The following works:
SELECT
e.EMLNAME,
XMLCAST(XMLQUERY('fn:matches($LNAME, "^[A-Z]*$")' PASSING (e.EMLNAME) as "LNAME") as integer) as foo
FROM MYDB.EMPLOYEE e;
However when I try to compare the regex results above it then goes from running to failing.
Sample query that fails:
-- Fails
SELECT
e.EMLNAME
FROM MYDB.EMPLOYEE e
WHERE XMLCAST(XMLQUERY('fn:matches($LNAME, "^[A-Z]*$")' PASSING (e.EMLNAME) as "LNAME") as integer) = 1;
The error reads:
[SELECT - 0 row(s), 0.000 secs] [Error Code: -20377, SQL State: 0N002] An illegal XML character "#x1A" was found in an SQL/XML expression or function argument that begins with string "O NE".. SQLCODE=-20377, SQLSTATE=0N002, DRIVER=4.18.60
Doing some googling, #x1A look to be the SUBSTITUTE
character escaped (http://www.fileformat.info/info/unicode/char/1a/index.htm). Seeing that the XMLQUERY portion works, I tried wrapping it with the XMLCAST to do the comparison which I found in another stack overflow post (Regular Expressions in DB2 SQL).

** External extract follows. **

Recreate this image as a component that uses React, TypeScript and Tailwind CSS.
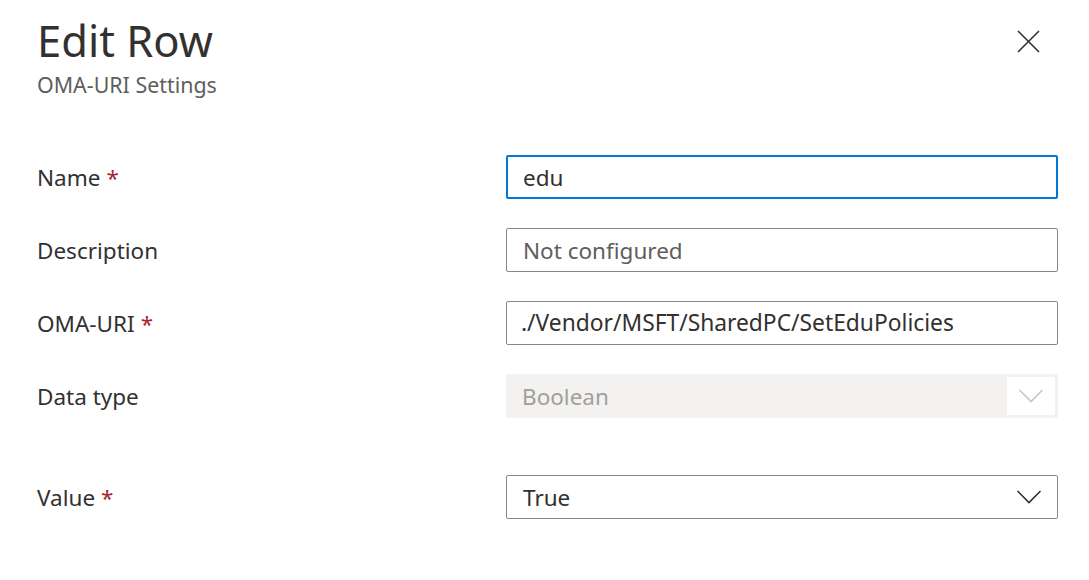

I had a DBA try the query on his box and it worked. His machine is a windows box, mine is a Mac. We are both using DBVisualizer. He had an older version and upgraded to 9.5.2 and it still worked for him. After I upgraded, I'm still having the same issue, but with a new driver number:
[SELECT - 0 rows, 0.000 secs] [Code: -20377, SQL State: 0N002] An illegal XML character "#x1A" was found in an SQL/XML expression or function argument that begins with string "O NE".. SQLCODE=-20377, SQLSTATE=0N002, DRIVER=4.19.49
I downloaded and installed IntelliJ's Data Grip, as per a recommendation of one of my coworkers. Nice tool, however when I run the query against the last name field then it blows up too, with a similar error, which makes me think that the error message is coming from DB2 or the java driver?
[0N002][-20377] An illegal XML character "#x1A" was found in an SQL/XML expression or function argument that begins with string "O NE".. SQLCODE=-20377, SQLSTATE=0N002, DRIVER=4.7.85
In the connection setup, my connection string looks something like:
jdbc:db2://serverdns:50001/MYDB
type 4
driver: DB2 (LUW)
Targeting a different field in the db allows for me to run the query without an issue... so looks like a possible data issue, but since windows can run this, it makes me wonder if its a driver, or if I need to do some sort of special escaping before running the query?
I need a developer friendly way to run this query on a mac. Specifically using db visualizer or data grip. Intent is to eventually port over into java code, so if its a driver update, or alter to the query, either will work, as long as it works in one of the query tools mentioned and can be ported into java (with additional escaping, etc.)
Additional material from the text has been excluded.